> _STATED TASK_:
Look through the lines below and extract any with the word "component".

> _MATERIAL TO PROCESS_:
--

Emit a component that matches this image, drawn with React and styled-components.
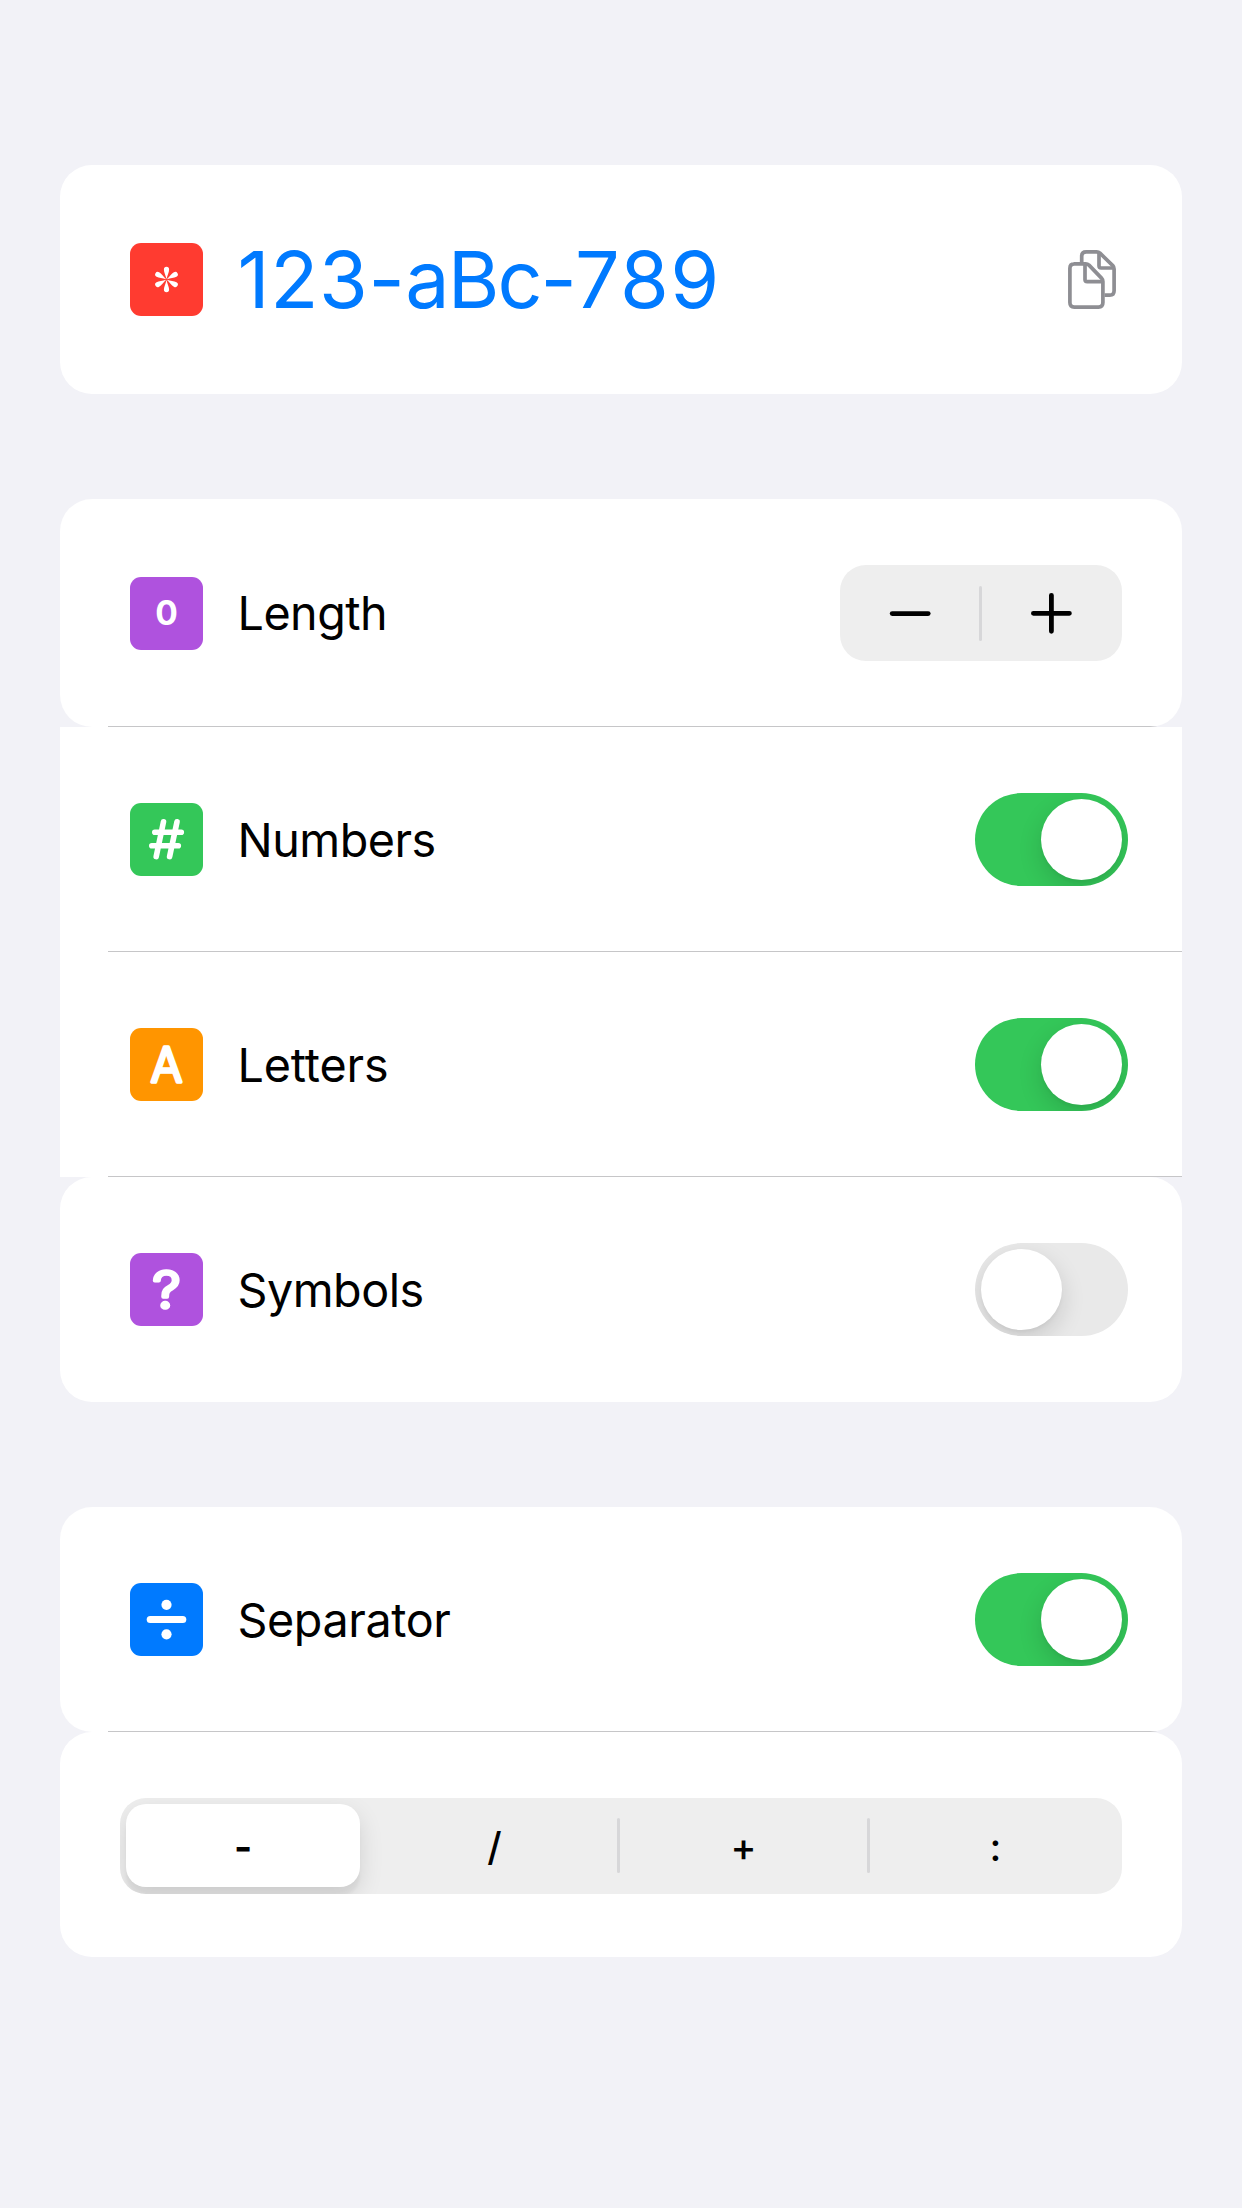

--

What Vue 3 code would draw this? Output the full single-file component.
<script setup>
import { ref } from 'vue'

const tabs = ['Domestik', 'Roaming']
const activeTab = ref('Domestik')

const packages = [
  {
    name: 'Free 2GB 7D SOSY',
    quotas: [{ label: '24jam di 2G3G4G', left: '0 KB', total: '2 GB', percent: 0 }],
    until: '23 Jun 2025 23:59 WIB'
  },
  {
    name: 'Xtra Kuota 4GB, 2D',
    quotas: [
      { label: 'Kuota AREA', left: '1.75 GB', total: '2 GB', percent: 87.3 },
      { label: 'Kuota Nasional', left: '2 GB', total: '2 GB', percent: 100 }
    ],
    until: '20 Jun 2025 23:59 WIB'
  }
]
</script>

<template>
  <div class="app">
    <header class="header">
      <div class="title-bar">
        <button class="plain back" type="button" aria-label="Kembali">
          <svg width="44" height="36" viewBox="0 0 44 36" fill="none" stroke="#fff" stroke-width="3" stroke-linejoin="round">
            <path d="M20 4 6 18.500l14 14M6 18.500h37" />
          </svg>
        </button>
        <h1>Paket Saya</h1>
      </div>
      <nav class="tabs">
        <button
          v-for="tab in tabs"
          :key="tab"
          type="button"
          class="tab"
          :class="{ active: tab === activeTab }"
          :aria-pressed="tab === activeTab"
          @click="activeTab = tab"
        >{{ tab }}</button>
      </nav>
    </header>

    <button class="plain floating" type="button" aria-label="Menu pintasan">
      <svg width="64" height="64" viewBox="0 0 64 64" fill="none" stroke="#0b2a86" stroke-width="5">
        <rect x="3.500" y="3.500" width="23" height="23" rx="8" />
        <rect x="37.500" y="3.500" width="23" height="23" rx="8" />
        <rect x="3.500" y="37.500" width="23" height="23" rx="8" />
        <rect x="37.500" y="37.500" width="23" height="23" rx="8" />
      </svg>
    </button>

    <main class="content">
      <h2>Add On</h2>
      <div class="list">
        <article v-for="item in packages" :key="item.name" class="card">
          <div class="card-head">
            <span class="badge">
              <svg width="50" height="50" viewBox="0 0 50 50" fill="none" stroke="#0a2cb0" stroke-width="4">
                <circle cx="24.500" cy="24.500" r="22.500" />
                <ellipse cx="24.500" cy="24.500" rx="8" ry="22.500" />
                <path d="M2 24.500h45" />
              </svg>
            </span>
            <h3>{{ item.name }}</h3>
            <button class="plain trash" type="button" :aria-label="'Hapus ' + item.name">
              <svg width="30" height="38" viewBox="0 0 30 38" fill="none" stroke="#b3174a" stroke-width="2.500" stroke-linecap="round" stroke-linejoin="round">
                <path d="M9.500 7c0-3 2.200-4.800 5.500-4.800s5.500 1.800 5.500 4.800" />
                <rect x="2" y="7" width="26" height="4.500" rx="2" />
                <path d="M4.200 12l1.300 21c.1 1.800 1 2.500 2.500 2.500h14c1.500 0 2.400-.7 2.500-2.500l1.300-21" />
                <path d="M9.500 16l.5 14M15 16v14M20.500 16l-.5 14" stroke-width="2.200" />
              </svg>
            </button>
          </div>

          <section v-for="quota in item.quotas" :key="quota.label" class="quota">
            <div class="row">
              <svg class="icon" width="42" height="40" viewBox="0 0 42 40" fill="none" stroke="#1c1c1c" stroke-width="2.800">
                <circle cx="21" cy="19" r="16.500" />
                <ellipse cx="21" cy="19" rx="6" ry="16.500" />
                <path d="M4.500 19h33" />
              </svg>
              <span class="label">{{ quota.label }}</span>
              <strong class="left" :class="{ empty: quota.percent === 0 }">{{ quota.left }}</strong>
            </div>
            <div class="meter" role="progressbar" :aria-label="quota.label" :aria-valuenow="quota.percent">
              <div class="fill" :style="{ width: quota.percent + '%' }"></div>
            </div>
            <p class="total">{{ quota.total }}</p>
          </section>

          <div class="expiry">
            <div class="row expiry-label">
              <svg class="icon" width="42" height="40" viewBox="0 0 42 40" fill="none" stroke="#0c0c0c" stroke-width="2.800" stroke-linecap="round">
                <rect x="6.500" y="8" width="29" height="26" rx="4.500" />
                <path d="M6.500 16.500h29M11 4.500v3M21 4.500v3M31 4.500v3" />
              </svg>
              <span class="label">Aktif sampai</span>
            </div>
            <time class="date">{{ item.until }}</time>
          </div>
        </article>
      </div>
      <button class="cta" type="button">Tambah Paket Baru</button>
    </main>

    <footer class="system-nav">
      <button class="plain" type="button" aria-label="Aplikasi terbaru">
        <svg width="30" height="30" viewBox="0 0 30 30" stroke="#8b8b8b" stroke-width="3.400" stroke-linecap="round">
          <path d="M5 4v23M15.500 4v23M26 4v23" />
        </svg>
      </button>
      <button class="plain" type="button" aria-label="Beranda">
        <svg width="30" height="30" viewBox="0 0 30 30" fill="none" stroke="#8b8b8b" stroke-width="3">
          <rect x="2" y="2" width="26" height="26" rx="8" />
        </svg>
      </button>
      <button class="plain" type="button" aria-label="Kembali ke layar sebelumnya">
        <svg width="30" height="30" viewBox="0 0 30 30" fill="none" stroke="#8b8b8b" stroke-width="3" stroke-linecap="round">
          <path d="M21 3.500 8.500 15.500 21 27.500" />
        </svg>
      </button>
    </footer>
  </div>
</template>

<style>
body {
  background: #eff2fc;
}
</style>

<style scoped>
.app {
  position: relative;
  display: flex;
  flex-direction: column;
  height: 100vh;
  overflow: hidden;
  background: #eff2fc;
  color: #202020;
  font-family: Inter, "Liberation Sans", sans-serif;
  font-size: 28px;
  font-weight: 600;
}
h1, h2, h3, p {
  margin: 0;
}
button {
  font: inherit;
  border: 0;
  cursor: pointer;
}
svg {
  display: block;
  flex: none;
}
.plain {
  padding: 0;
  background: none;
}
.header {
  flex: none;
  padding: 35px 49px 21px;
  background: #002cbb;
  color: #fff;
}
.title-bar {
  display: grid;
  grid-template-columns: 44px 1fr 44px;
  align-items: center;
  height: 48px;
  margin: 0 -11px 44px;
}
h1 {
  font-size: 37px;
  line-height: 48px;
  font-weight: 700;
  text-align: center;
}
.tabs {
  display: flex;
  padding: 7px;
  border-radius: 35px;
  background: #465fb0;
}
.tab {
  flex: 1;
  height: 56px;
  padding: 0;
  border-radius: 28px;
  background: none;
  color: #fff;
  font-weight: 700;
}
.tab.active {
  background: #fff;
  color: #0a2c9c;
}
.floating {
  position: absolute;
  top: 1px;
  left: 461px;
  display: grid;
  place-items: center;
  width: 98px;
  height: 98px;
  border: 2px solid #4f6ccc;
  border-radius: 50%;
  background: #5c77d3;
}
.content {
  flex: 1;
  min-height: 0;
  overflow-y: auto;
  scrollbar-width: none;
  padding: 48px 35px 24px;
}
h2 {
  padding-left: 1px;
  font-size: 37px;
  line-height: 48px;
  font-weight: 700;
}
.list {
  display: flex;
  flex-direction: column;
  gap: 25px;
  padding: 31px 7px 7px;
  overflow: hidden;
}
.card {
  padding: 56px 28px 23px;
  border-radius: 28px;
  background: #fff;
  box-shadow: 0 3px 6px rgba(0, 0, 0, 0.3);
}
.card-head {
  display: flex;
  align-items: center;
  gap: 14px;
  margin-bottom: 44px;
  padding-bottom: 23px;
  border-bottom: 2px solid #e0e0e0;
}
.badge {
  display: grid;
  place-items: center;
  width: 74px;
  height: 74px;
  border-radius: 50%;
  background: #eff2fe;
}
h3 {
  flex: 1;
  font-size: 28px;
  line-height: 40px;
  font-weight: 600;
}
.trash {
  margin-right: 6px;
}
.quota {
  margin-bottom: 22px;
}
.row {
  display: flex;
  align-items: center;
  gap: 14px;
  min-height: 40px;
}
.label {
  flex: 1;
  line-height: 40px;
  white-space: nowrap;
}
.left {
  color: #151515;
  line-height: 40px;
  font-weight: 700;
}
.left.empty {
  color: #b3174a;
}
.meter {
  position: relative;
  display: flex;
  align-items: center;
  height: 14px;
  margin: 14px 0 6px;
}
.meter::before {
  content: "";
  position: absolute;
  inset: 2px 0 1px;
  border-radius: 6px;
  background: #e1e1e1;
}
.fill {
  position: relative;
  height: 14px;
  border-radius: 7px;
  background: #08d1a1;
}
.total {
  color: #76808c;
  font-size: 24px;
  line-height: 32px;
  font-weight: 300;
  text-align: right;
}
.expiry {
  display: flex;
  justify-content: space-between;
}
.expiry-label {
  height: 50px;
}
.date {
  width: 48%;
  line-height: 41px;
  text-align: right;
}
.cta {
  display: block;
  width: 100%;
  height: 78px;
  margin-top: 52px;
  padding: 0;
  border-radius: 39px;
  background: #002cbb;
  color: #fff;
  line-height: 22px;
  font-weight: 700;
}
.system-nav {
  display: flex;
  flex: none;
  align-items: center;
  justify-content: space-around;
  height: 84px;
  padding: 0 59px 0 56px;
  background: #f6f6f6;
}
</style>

--

> _TASK ANSWER_:
Emit a component that matches this image, drawn with React and styled-components.
What Vue 3 code would draw this? Output the full single-file component.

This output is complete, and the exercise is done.